9) Les dangers qui menacent l’Occident sont au nombre de quatre : a) l’expansion mondiale des Chinois, la conquête de continents entiers et l’exportation de leur modèle au monde; b) l’expansion démographique et migratoire de l’Islam dans un Occident vidé de ses naissances et de ses valeurs ; c) le suicide assisté de l’Occident lui-même en proie au nihilisme, à la perte de vitalité, à la honte de sa propre civilisation. d) La volonté d’omnipotence des USA, qui, avec les Démocrates [dems], veulent être l’Empire du Bien et les gendarmes du monde, décidant des droits ou des états voyous sur la base de leurs intérêts, déclenchant des réactions dans le monde entier.

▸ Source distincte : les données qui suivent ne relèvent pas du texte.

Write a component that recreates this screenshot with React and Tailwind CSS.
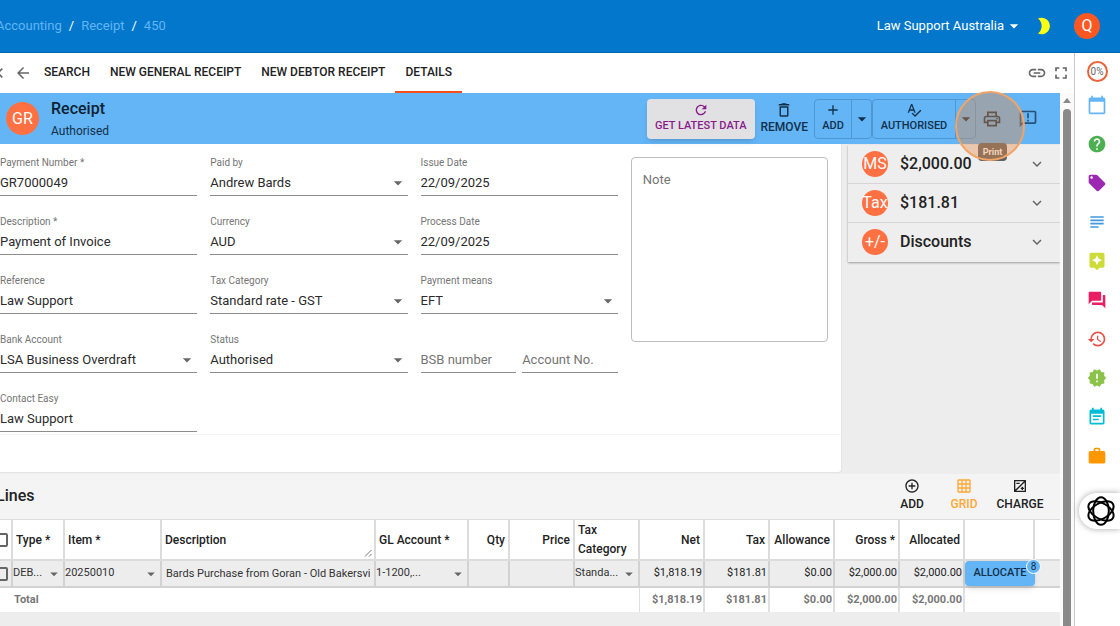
import React from 'react';
import {
    MdAdd,
    MdAddCircleOutline,
    MdArrowBack,
    MdArrowDropDown,
    MdAssistant,
    MdCalendarToday,
    MdChevronLeft,
    MdEventNote,
    MdExpandMore,
    MdForum,
    MdFullscreen,
    MdGridOn,
    MdHelp,
    MdHistory,
    MdLink,
    MdLocalOffer,
    MdNewReleases,
    MdOutlineAnnouncement,
    MdOutlineDelete,
    MdOutlinePrint,
    MdRefresh,
    MdSpellcheck,
    MdSubject,
    MdWork,
} from 'react-icons/md';

const tabs = ['Search', 'New General Receipt', 'New Debtor Receipt', 'Details'];

const summary = [
    { badge: 'MS', title: '$2,000.00' },
    { badge: 'Tax', title: '$181.81' },
    { badge: '+/-', title: 'Discounts' },
];

const railLinks = [
    { name: 'Calendar', icon: MdCalendarToday, color: 'text-[#64b5f6]' },
    { name: 'Help', icon: MdHelp, color: 'text-[#4caf50]' },
    { name: 'Tags', icon: MdLocalOffer, color: 'text-[#9c27b0]' },
    { name: 'Notes', icon: MdSubject, color: 'text-[#4299dd]' },
    { name: 'Assistant', icon: MdAssistant, color: 'text-[#cddc39]' },
    { name: 'Messages', icon: MdForum, color: 'text-[#e91e63]' },
    { name: 'History', icon: MdHistory, color: 'text-[#ea4f45]' },
    { name: 'Releases', icon: MdNewReleases, color: 'text-[#8bc34a]' },
    { name: 'Events', icon: MdEventNote, color: 'text-[#00bcd4]' },
    { name: 'Work', icon: MdWork, color: 'text-[#ff9800]' },
];

const amounts = [
    { label: 'Net', value: '$1,818.19' },
    { label: 'Tax', value: '$181.81' },
    { label: 'Allowance', value: '$0.00' },
    { label: 'Gross *', value: '$2,000.00' },
    { label: 'Allocated', value: '$2,000.00' },
];

const TextField = ({ id, label, value }) => (
    <div className="flex h-[59px] flex-col">
        <label htmlFor={id} className="h-4 text-[10px] leading-4 text-[#757575]">{label}</label>
        <input
            id={id}
            defaultValue={value}
            className="h-[25px] w-full border-b border-[#8c8c8c] bg-transparent pb-0.5 text-[13px] text-[#2b2b2b] outline-none"
        />
    </div>
);

const SelectField = ({ id, label, value }) => (
    <div className="flex h-[59px] flex-col">
        <label htmlFor={id} className="h-4 text-[10px] leading-4 text-[#757575]">{label}</label>
        <div className="relative">
            <select
                id={id}
                className="block h-[25px] w-full appearance-none border-b border-[#8c8c8c] bg-transparent pr-6 text-[13px] text-[#2b2b2b] outline-none"
            >
                <option>{value}</option>
            </select>
            <MdArrowDropDown className="pointer-events-none absolute top-0.5 right-0 size-5 text-[#666]" />
        </div>
    </div>
);

const EmptyField = ({ label }) => (
    <input
        aria-label={label}
        placeholder={label}
        className="mt-4 h-[25px] w-full min-w-0 border-b border-[#8c8c8c] bg-transparent pb-0.5 text-[13px] outline-none placeholder:text-[#757575]"
    />
);

const CellSelect = ({ label, value }) => (
    <div className="relative">
        <select
            aria-label={label}
            className="block h-[25px] w-full appearance-none truncate bg-transparent pr-4 text-[11px] text-[#333] outline-none"
        >
            <option>{value}</option>
        </select>
        <MdArrowDropDown className="pointer-events-none absolute top-1 right-0 size-4.5 text-[#666]" />
    </div>
);

const RowCheckbox = ({ label }) => (
    <input
        type="checkbox"
        aria-label={label}
        className="-ml-1.5 block size-[14px] appearance-none rounded-xs border-2 border-[#666] bg-transparent"
    />
);

const TopBar = () => (
    <header className="flex h-[53px] shrink-0 items-center justify-between border-b border-[#0567ae] bg-[#0277cb] pr-5 text-[13px]">
        <nav className="-ml-1 flex gap-[7px] text-[#64b5f6]">
            <a href="#accounting">Accounting</a>
            <span className="text-white">/</span>
            <a href="#receipt">Receipt</a>
            <span className="text-white">/</span>
            <a href="#450">450</a>
        </nav>
        <div className="flex items-center">
            <button type="button" className="flex items-center text-white">
                Law Support Australia
                <MdArrowDropDown className="size-5" />
            </button>
            <button type="button" aria-label="Dark mode" className="ml-3">
                <svg className="h-[18px] w-4" viewBox="0 0 16 18">
                    <path d="M2 1.500 A8.300 8.300 0 1 1 2 16.500 A9.500 9.500 0 0 0 2 1.500 Z" fill="#ffff14" />
                </svg>
            </button>
            <button type="button" className="ml-5.5 size-[26px] rounded-full bg-[#ff5722] text-base text-white">Q</button>
        </div>
    </header>
);

const TabBar = () => (
    <div className="flex h-10 shrink-0 items-center bg-white pr-[3px] text-[#666]">
        <MdChevronLeft className="-ml-2.5 size-5" />
        <button type="button" aria-label="Back" className="mr-0.5 ml-1"><MdArrowBack className="size-[18px]" /></button>
        <nav className="flex h-full flex-1 text-xs font-medium text-[#222] uppercase">
            {tabs.map((tab) => (
                <a
                    key={tab}
                    href={`#${tab}`}
                    className={`flex items-center border-b-2 px-2.5 ${tab === 'Details' ? 'border-[#f4511e]' : 'border-transparent'}`}
                >
                    {tab}
                </a>
            ))}
        </nav>
        <button type="button" aria-label="Copy link" className="mr-1"><MdLink className="size-5" /></button>
        <button type="button" aria-label="Full screen"><MdFullscreen className="size-5" /></button>
    </div>
);

const action = 'flex flex-col items-center justify-center pb-0.5 leading-4 font-medium uppercase';

const TitleBar = () => (
    <div className="relative z-10 flex h-[51px] shrink-0 items-center bg-[#64b5f6] text-[#12304a]">
        <div className="ml-1.5 flex size-[33px] items-center justify-center rounded-full bg-[#ff7043] text-base text-white">GR</div>
        <div className="ml-3 flex-1">
            <h1 className="text-base leading-5 font-medium text-[#0d2233]">Receipt</h1>
            <p className="mt-1 text-xs leading-4">Authorised</p>
        </div>
        <button type="button" className={`${action} h-10 rounded-sm bg-[#e1e1e3] px-2 text-[11px] text-[#8a1a8a] shadow-md`}>
            <MdRefresh className="size-4" />
            Get Latest Data
        </button>
        <button type="button" className={`${action} mx-1.5 h-10 text-xs`}>
            <MdOutlineDelete className="size-[18px]" />
            Remove
        </button>
        <div className="flex h-10 rounded-sm border border-[#4f97d3]">
            <button type="button" className={`${action} w-9 text-[11px]`}>
                <MdAdd className="size-4" />
                Add
            </button>
            <button type="button" aria-label="More ways to add" className="flex w-5 items-center justify-center border-l border-[#4f97d3]">
                <MdArrowDropDown className="size-5 shrink-0" />
            </button>
        </div>
        <div className="flex h-10 rounded-sm border border-[#4f97d3]">
            <button type="button" className={`${action} w-[82px] text-[11px]`}>
                <MdSpellcheck className="size-4" />
                Authorised
            </button>
            <button type="button" aria-label="More statuses" className="flex w-5 items-center justify-center border-l border-[#4f97d3]">
                <MdArrowDropDown className="size-5 shrink-0" />
            </button>
        </div>
        <div className="relative z-10 ml-1.5">
            <button type="button" aria-label="Print" className="flex size-5 items-center justify-center">
                <MdOutlinePrint className="size-5" />
            </button>
            <span role="tooltip" className="absolute top-[34px] -left-1 w-[29px] rounded-sm bg-[#616161] text-center text-[9px] leading-[18px] font-bold text-white">
                Print
            </span>
            <span className="pointer-events-none absolute -top-[18px] -left-[27px] size-[70px] rounded-full border-2 border-[#f0a468] bg-[rgba(230,143,76,0.4)]"></span>
        </div>
        <button type="button" aria-label="Feedback" className="mr-5.5 ml-4 text-[#265077]"><MdOutlineAnnouncement className="size-5" /></button>
    </div>
);

const ReceiptForm = () => (
    <form className="min-w-0 flex-1 rounded-br-sm border-r border-b border-[#e4e4e4] bg-white">
        <div className="grid grid-cols-4 gap-x-[13px] border-b border-[#f5f5f5] pt-[11px] pr-[13px]">
            <div>
                <TextField id="number" label="Payment Number *" value="GR7000049" />
                <TextField id="description" label="Description *" value="Payment of Invoice" />
                <TextField id="reference" label="Reference" value="Law Support" />
                <SelectField id="bank" label="Bank Account" value="LSA Business Overdraft" />
                <div className="-mb-4">
                    <TextField id="contact" label="Contact Easy" value="Law Support" />
                </div>
            </div>
            <div>
                <SelectField id="paidBy" label="Paid by" value="Andrew Bards" />
                <SelectField id="currency" label="Currency" value="AUD" />
                <SelectField id="taxCategory" label="Tax Category" value="Standard rate - GST" />
                <SelectField id="status" label="Status" value="Authorised" />
            </div>
            <div>
                <TextField id="issueDate" label="Issue Date" value="22/09/2025" />
                <TextField id="processDate" label="Process Date" value="22/09/2025" />
                <SelectField id="means" label="Payment means" value="EFT" />
                <div className="flex gap-1.5">
                    <EmptyField label="BSB number" />
                    <EmptyField label="Account No." />
                </div>
            </div>
            <textarea
                aria-label="Note"
                placeholder="Note"
                className="mt-0.5 h-[185px] resize-none rounded-sm border border-[#bdbdbd] px-[11px] py-3 text-[13px] outline-none placeholder:text-[#757575]"
            />
        </div>
    </form>
);

const Summary = () => (
    <aside className="w-[218px] shrink-0 pt-px pl-1.5">
        <div className="shadow-[0_1px_2px_rgba(0,0,0,0.35)]">
            {summary.map((item) => (
                <button
                    key={item.badge}
                    type="button"
                    className="flex h-[39px] w-full items-center border-b border-[#d5d5d5] bg-[#eee] px-3.5 text-base font-medium text-[#222] last:border-transparent"
                >
                    <span className="flex size-[26px] items-center justify-center rounded-full bg-[#ff7043] font-normal text-white">{item.badge}</span>
                    <span className="ml-3 flex-1 text-left">{item.title}</span>
                    <MdExpandMore className="size-[18px] text-[#666]" />
                </button>
            ))}
        </div>
    </aside>
);

const headCell = 'border-r-2 border-b-2 border-[#dcdcdc] px-[3px] font-medium';
const bodyCell = 'border-r-2 border-b-2 border-[#d2d2d2]';

const Lines = () => (
    <section className="bg-[#f4f4f4]">
        <div className="flex h-[46px] items-center border-t border-[#eee] pb-0.5 text-[#222]">
            <h2 className="-ml-1 flex-1 text-base font-medium">Lines</h2>
            <button type="button" className={`${action} w-[52px] text-xs`}>
                <MdAddCircleOutline className="mb-0.5 size-4" />
                Add
            </button>
            <button type="button" className={`${action} w-[52px] text-xs text-[#ffa733]`}>
                <MdGridOn className="mb-0.5 size-4" />
                Grid
            </button>
            <button type="button" className={`${action} mr-2.5 w-[60px] text-xs`}>
                <svg className="mb-0.5 size-4" viewBox="0 0 24 24" fill="none" stroke="currentColor" strokeWidth="2">
                    <path d="M4 4 H20 V20 H4 Z M4 20 L20 4 M6.500 8 H11.500 M15.500 13 V18 M13 15.500 H18" />
                </svg>
                Charge
            </button>
        </div>
        <table className="w-full table-fixed border-separate border-spacing-0 border-t border-[#dcdcdc] bg-white text-[11px] text-[#222]">
            <colgroup>
                <col className="w-[13px]" />
                <col className="w-[52px]" />
                <col className="w-[97px]" />
                <col />
                <col className="w-[93px]" />
                <col className="w-[41px]" />
                <col className="w-[65px]" />
                <col className="w-[65px]" />
                <col className="w-[65px]" />
                <col className="w-[65px]" />
                <col className="w-[65px]" />
                <col className="w-[65px]" />
                <col className="w-[65px]" />
                <col className="w-[70px]" />
                <col className="w-[25px]" />
            </colgroup>
            <thead>
                <tr className="h-[41px] text-left text-xs">
                    <th className="border-r-2 border-b-2 border-[#dcdcdc]"><RowCheckbox label="Select all" /></th>
                    <th className={headCell}>Type *</th>
                    <th className={headCell}>Item *</th>
                    <th className={`${headCell} relative`}>
                        Description
                        <svg className="absolute right-0.5 bottom-0.5 size-2" viewBox="0 0 8 8" stroke="#777" strokeWidth="1">
                            <path d="M1 7.500 L7.500 1 M5 7.500 L7.500 5" />
                        </svg>
                    </th>
                    <th className={headCell}>GL Account *</th>
                    <th className={`${headCell} text-right`}>Qty</th>
                    <th className={`${headCell} text-right`}>Price</th>
                    <th className={`${headCell} leading-[19px]`}>Tax Category</th>
                    {amounts.map((item) => (
                        <th key={item.label} className={`${headCell} text-right`}>{item.label}</th>
                    ))}
                    <th className={headCell}></th>
                    <th className="border-b-2 border-[#dcdcdc]"></th>
                </tr>
            </thead>
            <tbody>
                <tr className="h-[27px] bg-[#ededed]">
                    <td className={bodyCell}><RowCheckbox label="Select line" /></td>
                    <td className={bodyCell}><CellSelect label="Type" value="DEB..." /></td>
                    <td className={bodyCell}><CellSelect label="Item" value="20250010" /></td>
                    <td className={bodyCell}>
                        <input
                            aria-label="Description"
                            defaultValue="Bards Purchase from Goran - Old Bakersville"
                            className="block h-[25px] w-full border-x-4 border-transparent bg-transparent text-[11px] text-[#333] outline-none"
                        />
                    </td>
                    <td className={bodyCell}><CellSelect label="GL Account" value="1-1200,..." /></td>
                    <td className={bodyCell}></td>
                    <td className={bodyCell}></td>
                    <td className={bodyCell}><CellSelect label="Tax Category" value="Standa..." /></td>
                    {amounts.map((item) => (
                        <td key={item.label} className={`${bodyCell} pr-px text-right`}>{item.value}</td>
                    ))}
                    <td className="border-b-2 border-[#d2d2d2]">
                        <div className="relative">
                            <button type="button" className="block h-[25px] w-full rounded-sm bg-[#64b5f6] font-medium text-[#12304a] shadow-md">
                                ALLOCATE
                            </button>
                            <span className="absolute -top-0.5 -right-1.5 size-[15px] rounded-full border border-white bg-[#64b5f6] text-center text-[10px] leading-[13px] text-[#12304a]">
                                8
                            </span>
                        </div>
                    </td>
                    <td className="border-b-2 border-[#d2d2d2]"></td>
                </tr>
            </tbody>
            <tfoot>
                <tr className="h-6 font-bold text-[#777]">
                    <td></td>
                    <td colSpan={7} className="border-r border-[#e0e0e0] pl-px">Total</td>
                    {amounts.map((item) => (
                        <td key={item.label} className="border-r-2 border-[#e0e0e0] pr-px text-right">{item.value}</td>
                    ))}
                    <td></td>
                    <td></td>
                </tr>
            </tfoot>
        </table>
    </section>
);

const Rail = () => (
    <aside className="relative flex w-[46px] shrink-0 flex-col items-center border-l border-[#c8c8c8] bg-white pt-2 pr-px">
        <div className="mb-[3px] flex size-[21px] items-center justify-center rounded-full border-2 border-[#e8623a] text-[10px] text-[#666]">0%</div>
        {railLinks.map(({ name, icon: Icon, color }) => (
            <a key={name} href={`#${name}`} aria-label={name} className={`flex h-[39px] items-center ${color}`}>
                <Icon className="size-5" />
            </a>
        ))}
        <button
            type="button"
            aria-label="Open chat"
            className="absolute top-[440px] right-0 z-10 flex h-9 w-[41px] items-center justify-end rounded-l-full bg-white pr-1 shadow-[0_0_6px_rgba(0,0,0,0.35)]"
        >
            <svg className="size-[30px]" viewBox="0 0 30 30" fill="none" stroke="#000" strokeWidth="2">
                <ellipse cx="15" cy="15" rx="13.800" ry="7.800" transform="rotate(30 15 15)" />
                <ellipse cx="15" cy="15" rx="13.800" ry="7.800" transform="rotate(90 15 15)" />
                <ellipse cx="15" cy="15" rx="13.800" ry="7.800" transform="rotate(150 15 15)" />
            </svg>
        </button>
    </aside>
);

const App = () => {
    return (
        <div className="flex h-screen flex-col overflow-hidden bg-[#ededed] font-[Roboto,sans-serif]">
            <TopBar />
            <div className="flex min-h-0 flex-1">
                <main className="flex min-w-0 flex-1 flex-col">
                    <TabBar />
                    <div className="flex min-h-0 flex-1">
                        <div className="min-w-0 flex-1">
                            <TitleBar />
                            <div className="flex min-h-[329px]">
                                <ReceiptForm />
                                <Summary />
                            </div>
                            <Lines />
                        </div>
                        {/* Scrollbar */}
                        <div className="flex w-[14px] shrink-0 flex-col items-center bg-[#fafafa] pt-1">
                            <svg className="mb-1 h-2 w-2" viewBox="0 0 8 8"><path d="M0 6 L4 1 L8 6 Z" fill="#888" /></svg>
                            <div className="w-2 flex-1 rounded-t-full bg-[#8a8a8a]"></div>
                        </div>
                    </div>
                </main>
                <Rail />
            </div>
        </div>
    );
};

export default App;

10) À la différence de certains partenaires européens récalcitrants et critiques face aux impératifs de Biden, l’Italie de Draghi et des dems est le pays qui s’est le plus aligné sur les faucons, souhaitant l’envoi de nos armes et de nos soldats, et éliminant Poutine comme criminel de guerre. Et les tambours de la télévision et des médias, dans leur obsession monothématique, comme à l’époque de la propagande de guerre, se sont conformés et n’admettent pas la dissidence. Une ligne qui trahit la tradition politique de prudence et de négociation qui a caractérisé l’Italie et notre République (…). Le fait d’avoir, en temps de guerre, un haut-commissaire euro-atlantique au Palazzo Chigi [résidence du Premier ministre] au lieu d’un dirigeant politique nous expose à ces effets.

Telles sont les raisons de notre désaccord raisonné. Quiconque conclut que nous sommes pro-Poutine est soit de mauvaise foi, soit un crétin. Nous aimons la vérité et nous sommes pour l’Italie, pour l’Europe et pour un monde équilibré, pacifique et multipolaire.